= Go Greyhound and Leave the Driving to Us =

Go Greyhound and Leave the Driving to Us is the advertising slogan used by Greyhound Lines, Inc. starting in 1956. The tag line appears on the bus line's advertising- television commercials, billboards, magazine ads, and radio spots periodically for the next four decades. The slogan implies that by riding a Greyhound bus, one avoids the hassles of driving a car. It makes car travel seem less convenient than bus travel. The message confronts Greyhound travelers who own cars and have a choice (the target market for the commercials), and those who do not. Because of the success of this advertising slogan, Greyhound continually returned to it many times in the years after it was introduced.

==Target market==
The fact that Greyhound appealed to beatniks was actually a sign that the company needed to work on its marketing in the 1950s. The beatnik, bohemian, and "romantic-rebel" market was not a very lucrative one, and Greyhound executives realized that they needed to make an appeal to the middle class, who had more money. Ogilvy and Mather, the advertising firm, and Grey Advertising were contacted by the company and tasked with creating an effective slogan that would attract middle-class viewers. These transitional riders, as they were termed, made up a majority of Greyhound passengers, and were usually women with children, grandparents, college students, members of the military, and workers traveling to their jobs. Eventually, Grey Advertising created the famous slogan, created an account with Greyhound.

==Competition==
Greyhound's primary competition came from other forms of transportation rather than from other bus lines—especially since the 1980s, when it bought out the largest member of its last remaining rival, the Trailways consortium. Prior to the 1950s, train companies were the biggest threat to Greyhound, but afterward airplanes would increasingly undercut the company with low-fare offers. Cars were also a continual source of competition. In response, Greyhound commercials aimed to promote the ease of their services compared to car driving.

==Marketing strategy==
The "Go Greyhound and Leave the Driving to Us" slogan became Greyhound's chief advertising for decades. But, in the 1980s, the business itself went through a slump, as did their promotional efforts.
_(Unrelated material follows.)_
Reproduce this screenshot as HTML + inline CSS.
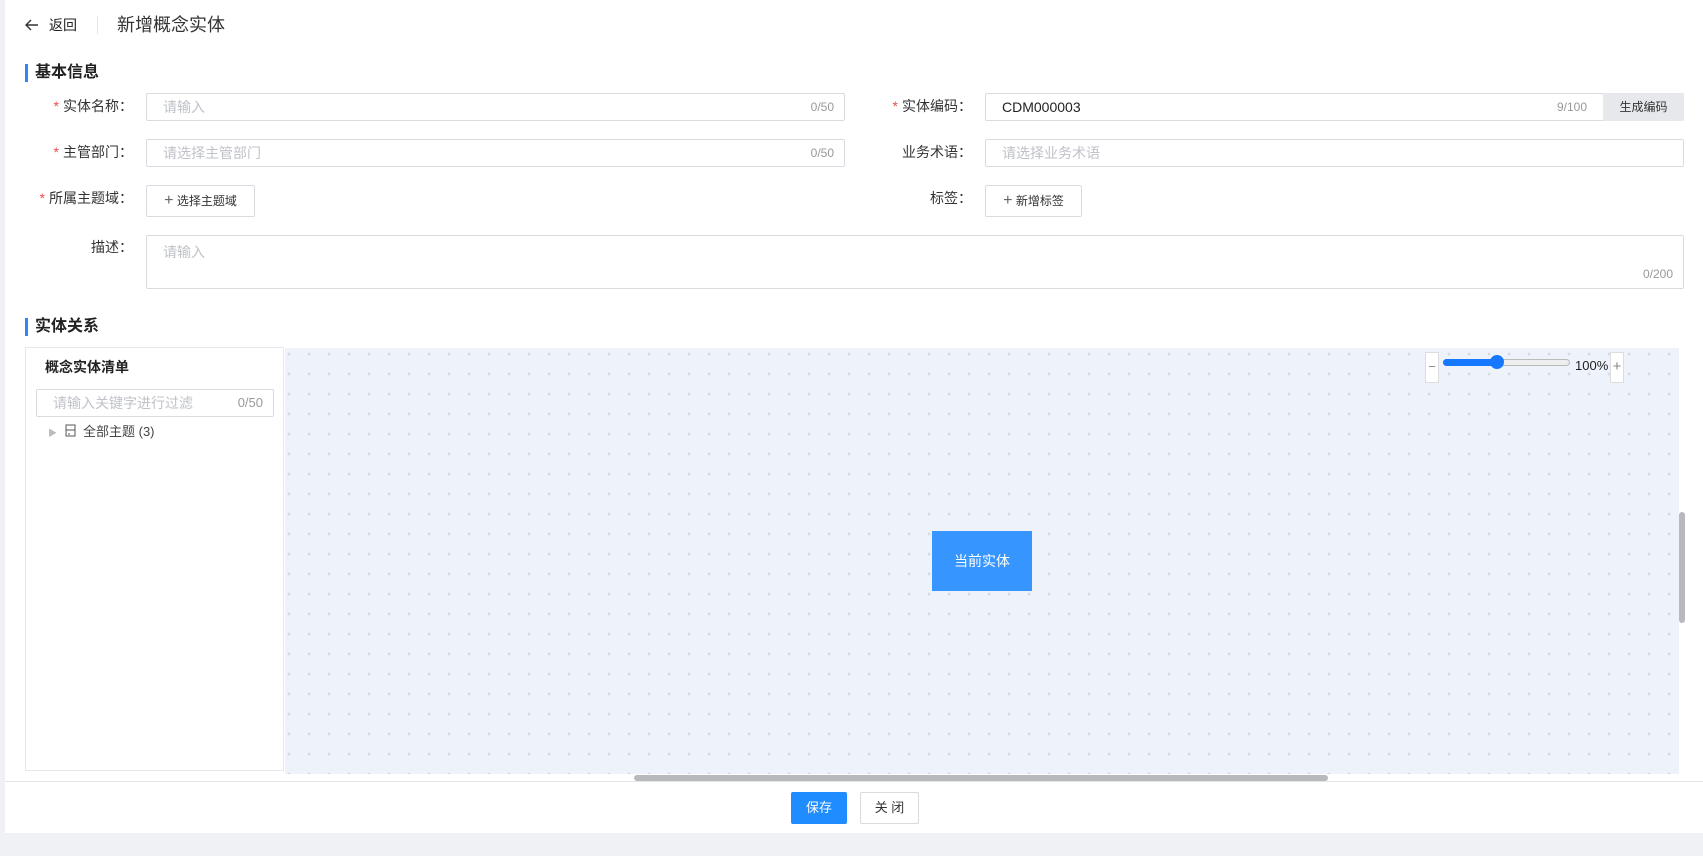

From 1982 to 1990, Greyhound ran few television commercials. When they resumed airing commercials, new advertising slogans were used, leaving out the classic "Leave the Driving to Us" line. Over the years, Greyhound has actually removed and revived their popular slogan. In 1988, it was used in ads targeting Hispanic riders, and in 1993 it proclaimed "I go simple, I go easy, I go Greyhound." Since 2000, some Greyhound buses have carried the slogan "Proud to Serve America. Go Greyhound, and leave the Driving to Us".